Shabbat shalom ... a week late!

Pivotal moments in our lives are etched into our memories like photographs. We can return to them most any time, and we can place ourselves in the scenes preserved like they were yesterday. Many of us take pictures or movies of these events so that we can document them for future reference and experience them over and over again as we view the records. Some of us write about our experiences in journals, capturing the emotions and the details that might be lost over time. Our Torah records important times by expressing them in poetry or song, as seen in this week’s reading, Parashat B’shallah, which tells of the Israelites crossing the Red Sea to a long-awaited freedom from Egyptian slavery.

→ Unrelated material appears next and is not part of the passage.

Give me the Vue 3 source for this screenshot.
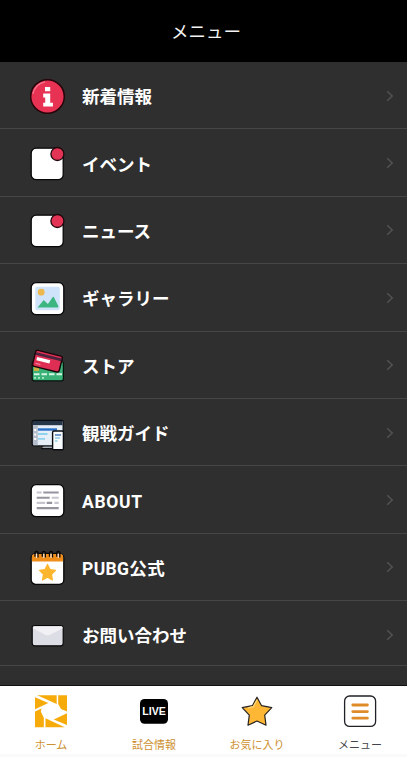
<script setup>
const items = [
  { id: 'info', label: '新着情報' },
  { id: 'badge', label: 'イベント' },
  { id: 'badge', label: 'ニュース' },
  { id: 'gallery', label: 'ギャラリー' },
  { id: 'store', label: 'ストア' },
  { id: 'guide', label: '観戦ガイド' },
  { id: 'about', label: 'ABOUT' },
  { id: 'calendar', label: 'PUBG公式' },
  { id: 'mail', label: 'お問い合わせ' },
]
const tabs = [
  { id: 'home', label: 'ホーム' },
  { id: 'live', label: '試合情報' },
  { id: 'favorite', label: 'お気に入り' },
  { id: 'menu', label: 'メニュー' },
]
const rings = [8.5, 15.8, 23, 30.3]
</script>

<template>
  <div class="screen">
    <header class="header">メニュー</header>
    <main class="list">
      <div v-for="item in items" :key="item.label" class="row">
        <svg class="icon" viewBox="0 0 40 40">
          <g v-if="item.id === 'info'">
            <circle cx="19.5" cy="20.5" r="16.8" fill="#e83254" stroke="#260409" stroke-width="1.5" />
            <path d="M4.8 18A15 15 0 0 1 17 5.8" fill="none" stroke="#f2768c" stroke-width="1.3" />
            <path d="M17 11h5.2v4.2H17zM15.2 17.5h7v9.2h2.7v3.8H15.2v-3.8h2v-5.3h-2z" fill="#fff" />
          </g>
          <g v-else-if="item.id === 'badge'">
            <rect x="3.2" y="5.2" width="32" height="31.5" rx="5" fill="#fff" stroke="#080808" stroke-width="1.3" />
            <circle cx="29.4" cy="11" r="6.5" fill="#e33455" stroke="#21080d" stroke-width="1.3" />
          </g>
          <g v-else-if="item.id === 'gallery'">
            <rect x="3.2" y="4.7" width="32.6" height="32" rx="5" fill="#fff" stroke="#080808" stroke-width="1.3" />
            <rect x="7.3" y="8.7" width="24.5" height="23.5" rx="1.8" fill="#cfe4fb" />
            <circle cx="13.2" cy="14.2" r="3.4" fill="#edb84d" />
            <path d="M9.6 29.5l6.1-7.6 4.2 4.2 4.9-7q.5-.6 1 0l4.5 9q.5 1.4-.8 1.4z" fill="#3cb681" />
          </g>
          <g v-else-if="item.id === 'store'">
            <rect x="4.2" y="16.5" width="31.2" height="19.3" rx="2" fill="#39b177" stroke="#07130d" stroke-width="1.2" />
            <path d="M6 22h5v4H6z" fill="#c8ae3f" />
            <path d="M6 29.2h5.5m2 0h5.5m2 0h5.5m2 0h5.5" stroke="#d4f7e4" stroke-width="2" />
            <path d="M6 32.8h2m2 0h2m2 0h2" stroke="#a9e9c8" stroke-width="1.8" />
            <g transform="rotate(14 19.5 16)">
              <rect x="5.8" y="8" width="27.4" height="16.4" rx="2" fill="#df2e54" stroke="#19050a" stroke-width="1.4" />
              <path d="M6.6 11.5h26" stroke="#49243c" stroke-width="2.8" />
              <path d="M8.5 16.3h13.5" stroke="#fff" stroke-width="3.2" />
              <path d="M8.5 21.2h5" stroke="#f37b95" stroke-width="1.3" />
            </g>
          </g>
          <g v-else-if="item.id === 'guide'">
            <path d="M16 33h9v2H14z" fill="#a2a9b1" />
            <path d="M13 35.7h14" stroke="#0b0e12" stroke-width="1.2" />
            <rect x="4.2" y="7.3" width="31" height="25.6" rx="1.8" fill="#e6eef8" stroke="#090c11" stroke-width="1.3" />
            <path d="M5 8h29.5v4.2H5z" fill="#263548" />
            <path d="M5 12.2h4.8v20H5z" fill="#b5bdca" />
            <path d="M6.2 17h2m-2 4.5h2m-2 4.5h2" stroke="#fff" stroke-width="2.2" />
            <path d="M10 16.5h19" stroke="#2870c9" stroke-width="2.4" />
            <path d="M10 21h9.5m-9.5 4.8h7" stroke="#90d3ef" stroke-width="1.8" />
            <rect x="24.6" y="18" width="10.8" height="18.7" rx="1.3" fill="#f9fcff" stroke="#090c11" stroke-width="1.4" />
            <path d="M27 22h6" stroke="#3975b9" stroke-width="1.4" />
            <path d="M27 25h5m-5 3h2.5" stroke="#8ccce6" stroke-width="1.3" />
          </g>
          <g v-else-if="item.id === 'about'">
            <rect x="3.2" y="4.7" width="32.6" height="32" rx="5" fill="#fff" stroke="#080808" stroke-width="1.3" />
            <g fill="none" stroke-width="2.1">
              <path d="M8.7 12.5h5m10 5.2h7M8.7 22.9h8.5m9.2 0h4.3" stroke="#c6c5cd" />
              <path d="M15.3 12.5h15.4M8.7 17.7h13m-3 5.2h5.5M8.7 28.1h22" stroke="#95949f" />
            </g>
          </g>
          <g v-else-if="item.id === 'calendar'">
            <rect x="3.2" y="6.3" width="32.6" height="31" rx="4.5" fill="#fff" stroke="#080808" stroke-width="1.3" />
            <path d="M3.9 14.4V10q0-3 3-3h25.2q3 0 3 3v4.4z" fill="#ef8d1b" />
            <g v-for="x in rings" :key="x">
              <path :d="`M${x - 1.5} 9.8V5.8a1.5 1.5 0 0 1 3 0v4.6`" fill="none" stroke="#080808" stroke-width="1.3" />
              <path :d="`M${x} 6.4v4.6`" stroke="#f3e2d6" stroke-width="1.2" />
            </g>
            <path d="M19.5 17.5l2.5 5 5.5.8-4 4 .9 5.6-4.9-2.6-5 2.6 1-5.6-4-4 5.5-.8z" fill="#fcb62e" stroke="#fcb62e" stroke-width="1.2" stroke-linejoin="round" />
          </g>
          <g v-else>
            <rect x="4.2" y="10.6" width="31" height="20.2" rx="2.5" fill="#dddde5" stroke="#080808" stroke-width="1.2" />
            <path d="M4.8 12.5q0-1.3 1.5-1.3h26.8q1.5 0 1.5 1.3v.8l-12.4 6.4q-2.5 1.2-5 0L4.8 13.3z" fill="#f1f1f5" />
          </g>
        </svg>
        <span class="label" :class="item.id">{{ item.label }}</span>
        <svg class="chevron" viewBox="0 0 8 12">
          <path d="M1.2 1.2l5 4.8-5 4.8" fill="none" stroke="#525252" stroke-width="1.5" />
        </svg>
      </div>
    </main>
    <nav class="tabs">
      <div v-for="tab in tabs" :key="tab.id" class="tab" :class="tab.id">
        <svg v-if="tab.id === 'home'" class="tab-icon" viewBox="0 0 36 36">
          <g fill="#f6ab0b">
            <path d="M2 4.3L15.3 10 2 16.2z" />
            <path d="M4.2 2.2h19.5v8.7z" />
            <path d="M25.2 2.2H34v16.4l-6-2.7-2.8-4.8z" />
            <path d="M34 32.1l-13.3-5.7L34 20.2z" />
            <path d="M31.8 34.2H12.5v-8.9z" />
            <path d="M10.8 34.2H2V18.6l6.6-3.2-.8 3.2 3 6.2z" />
          </g>
        </svg>
        <svg v-else-if="tab.id === 'live'" class="tab-icon" viewBox="0 0 36 36">
          <rect x="4" y="6" width="28" height="24.8" rx="4.5" fill="#000" />
          <text class="live-text" x="18" y="22.4" text-anchor="middle" textLength="23.5" lengthAdjust="spacingAndGlyphs">LIVE</text>
        </svg>
        <svg v-else-if="tab.id === 'favorite'" class="tab-icon" viewBox="0 0 36 36">
          <path d="M18 4.2l4.6 8.5 10.2 2-7.1 7.4 1.3 10.1L18 28l-9 4.2 1.3-10.1-7.1-7.4 10.2-2z" fill="#fdb734" stroke="#292522" stroke-width="1.2" stroke-linejoin="round" />
          <path d="M18 7l-3.8 6.7-5 1.1" fill="none" stroke="#ffda80" stroke-width="1.2" />
        </svg>
        <svg v-else class="tab-icon" viewBox="0 0 36 36">
          <rect x="2.6" y="3" width="31" height="30.4" rx="5" fill="#fff" stroke="#202127" stroke-width="1.3" />
          <path d="M10.8 12h14.6M10.8 18.6h14.6M10.8 25.2h14.6" stroke="#df8b29" stroke-width="2.8" stroke-linecap="round" />
        </svg>
        <span class="tab-label">{{ tab.label }}</span>
      </div>
    </nav>
  </div>
</template>

<style>
body { margin: 0; background: #f8f8f8; }
</style>

<style scoped>
.screen {
  display: flex;
  flex-direction: column;
  width: 407px;
  height: 757px;
  overflow: hidden;
  background: #fafafa;
  font-family: Roboto, "Noto Sans CJK JP", sans-serif;
}
.header {
  display: flex;
  flex: none;
  align-items: center;
  justify-content: center;
  box-sizing: border-box;
  height: 62px;
  padding: 1px 0 0 5px;
  background: #000;
  color: #f4f4f4;
  font-size: 17.5px;
  line-height: 24px;
}
.list {
  box-sizing: border-box;
  flex: none;
  height: 624px;
  background: #2f2f2f;
  border-bottom: 1px solid #111;
}
.row {
  display: flex;
  align-items: center;
  box-sizing: border-box;
  height: 67.4px;
  padding: 1px 13px 0 28px;
  border-bottom: 1px solid #464646;
}
.row:last-child { height: 65px; padding-top: 3px; }
.icon { flex: none; width: 40px; height: 40px; }
.label {
  flex: 1;
  margin-left: 14px;
  padding-top: 3px;
  color: #fff;
  font-size: 17.5px;
  font-weight: 700;
  line-height: 24px;
  white-space: nowrap;
}
.label.about { letter-spacing: 0.65px; }
.label.calendar { letter-spacing: 0.35px; }
.chevron { width: 8px; height: 12px; }
.tabs {
  display: grid;
  grid-template-columns: repeat(4, 103px);
  flex: none;
  box-sizing: border-box;
  height: 68px;
  margin-left: -0.5px;
  background: #fff;
}
.tab { display: flex; flex-direction: column; align-items: center; padding-top: 7px; }
.tab-icon { width: 36px; height: 36px; }
.tab-label {
  margin-top: 8px;
  color: #cd9030;
  font-size: 11px;
  line-height: 18px;
  white-space: nowrap;
}
.menu .tab-label { color: #45434a; }
.live-text { fill: #fff; font-family: "Liberation Sans", sans-serif; font-size: 10.5px; font-weight: 700; }
</style>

Shirat ha-yam, the Song of the Sea, is situated in the middle of the Torah reading. The reading begins with the Israelites fleeing from Egypt after the devastation of the tenth and final plague, the death of all of the first-born in Egypt. God leads the people on a convoluted path in order to avoid encountering the Philistines, which might have caused the Israelites to panic and turn back to Egypt out of fear of attack. They eventually reach the Red Sea, where they proceed to cross to safety when they realize that the Egyptians have had a change of heart and are pursuing them to bring them back to Egypt. At the end of the Torah reading, the Amalekites wage war with Israel, and the people are forced to do battle to fend them off.

The experience of our ancestors as described in our parashah reflects the way we experience life, as well. Sometimes there are positive moments – victories and accomplishments – while other times there are disappointments and even danger. In our parashah, the highlighted moment of redemption is embedded within accounts of trial and difficulty, and if you pause to reflect on it, you realize that the crossing of the Red Sea is successful, while the attacks on our people are not. Perhaps we can seek to understand our own lives the same way: there may be times of difficulty, loss and failure, but there just might be opportunities for redemption embedded within them, if we can only open our eyes and discover them.